Editorial
Éditorial
Plusieurs intervenants étrangers dans ce numéro de mai permettent d’ouvrir ou de prolonger avec autorité des débats stratégiques d’ampleur : la question de la sécurité alimentaire, cruciale pour un milliard d’affamés, celle de l’architecture européenne de sécurité vue de Moscou, ou celle de la vision stratégique commune de Londres et de Paris (voir le « Forum », www.defnat.com), l’équation stratégique du Proche-Orient et ses évolutions… Autant d’enjeux qui caractérisent la conflictualité latente de notre planète d’incertitude et d’ambiguïtés, comme la qualifiait Pierre Hassner dans le numéro précédent.

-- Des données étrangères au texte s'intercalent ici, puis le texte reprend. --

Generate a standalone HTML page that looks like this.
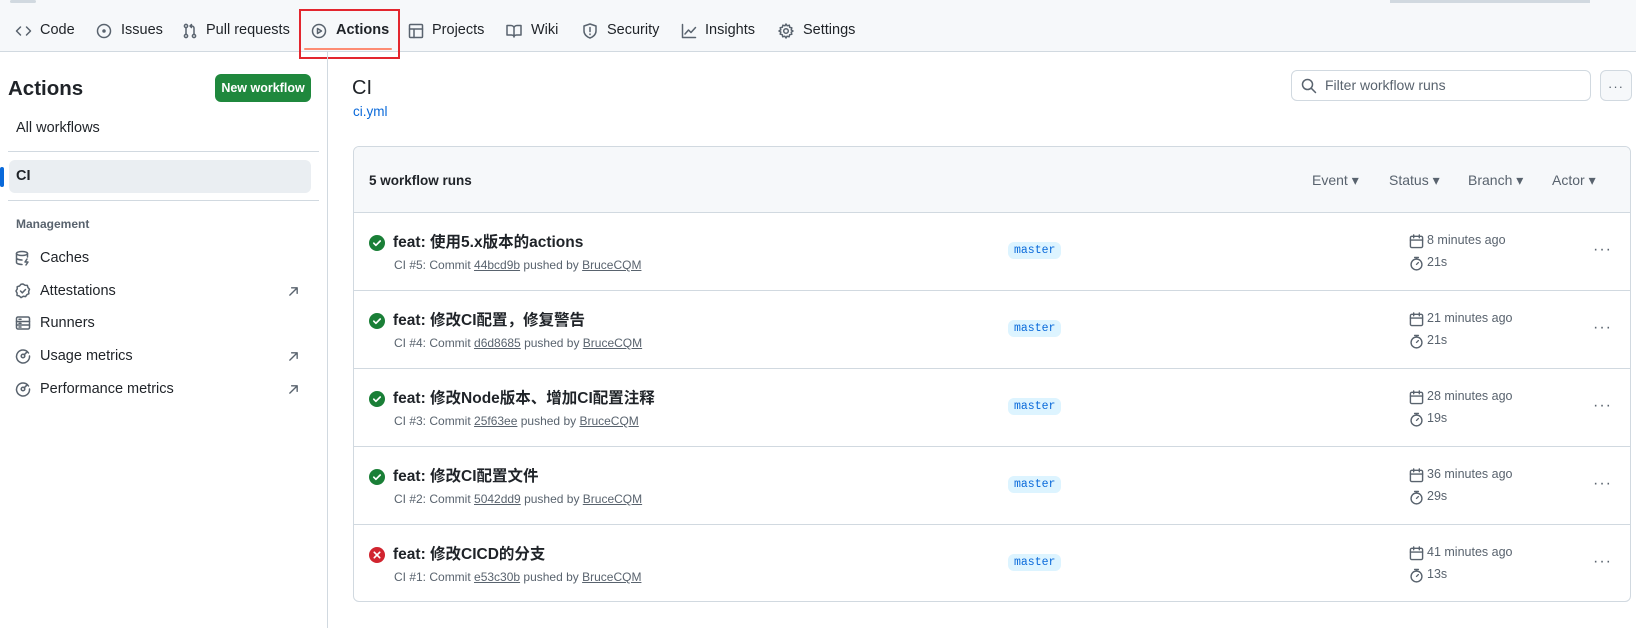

Le thème qui ouvre ce numéro est celui des règles d’engagement, des règles de comportement dans l’action, et chacun voit que les combats sont de plus en plus durs et meurtriers. Certains y décèlent le retour de la guerre dans le champ militaire. Gardons-nous de cette qualification imprudente importée de la réflexion sur la GWOT (Global War on Terrorism). En cherchant à traduire l’intensité et la radicalité des actions militaires actuelles, elle se réfère implicitement à un champ politique, juridique, psychologique et budgétaire de mobilisation générale du pays daté et bien différent des temps actuels. Cette assimilation hasardeuse n’aide pas nos concitoyens, nos élus et nos élites à comprendre la nature des combats qu’il faut désormais conduire dans des conflits armés dont la complexité est décrite dans ce numéro. Une autre remarque vient à l’esprit dans l’exposé de ces règles qui encadrent le combat ; ne sont-elles pas un « mol oreiller », un frein à l’initiative tactique, un chemin vers la moindre responsabilité, le prix excessif que doit payer l’efficacité militaire à la légitimité politique ? Et l’on se souviendra des réflexions de Foch à cet égard : « Être discipliné ne veut pas dire qu’on exécute les ordres reçus seulement dans la mesure qui paraît convenable, juste, rationnelle, ou possible, mais bien qu’on entre franchement dans la pensée, dans les vues du chef qui a ordonné, et qu’on prend tous les moyens humainement praticables pour lui donner satisfaction. Être discipliné ne veut pas dire encore se taire, s’abstenir, ou ne faire que ce que l’on croit pouvoir entreprendre sans se compromettre, l’art d’éviter les responsabilités, mais bien AGIR dans le sens des ordres reçus, et pour cela trouver dans son esprit, par la recherche, par la réflexion, la possibilité de réaliser ces ordres ; dans son caractère, l’énergie d’assurer les risques qu’en comporte l’exécution. En haut lieu, discipline égale donc activité de l’esprit, mise en œuvre du caractère. La paresse de l’esprit mène à l’indiscipline comme l’insubordination » (1). Des réflexions inspirées, occultées en mai 1940, période sombre dont on célèbre la mémoire avec un regard neuf qui met la technicité et la ténacité françaises à une plus juste place.
L’autre thème développé est celui de la Méditerranée et du Proche-Orient. Le tour d’horizon stratégique qui vous est proposé permet de regarder la situation actuelle avec des clés nouvelles ; et le forum de la RDN complète cette analyse en la raccordant à la question des confins orientaux de l’Europe traitée le mois dernier. Comme toujours opinions variées, repères et rapports divers, recensions circonstanciées ponctuent ce numéro et ouvrent l’angle du débat stratégique français. Merci à l’apport remarqué de la promotion Maréchal Lyautey du Collège interarmées de Défense (CID).
Notez notre assemblée générale le 15 juin à l’École militaire ; nous vous y attendons pour débattre de notre ligne éditoriale et mettre l’avenir en perspective stratégique.
(1) Des principes de la guerre, Paris, Berger-Levrault et Cie, 1903 ; « Discipline intellectuelle… », p. 94/96 et 266.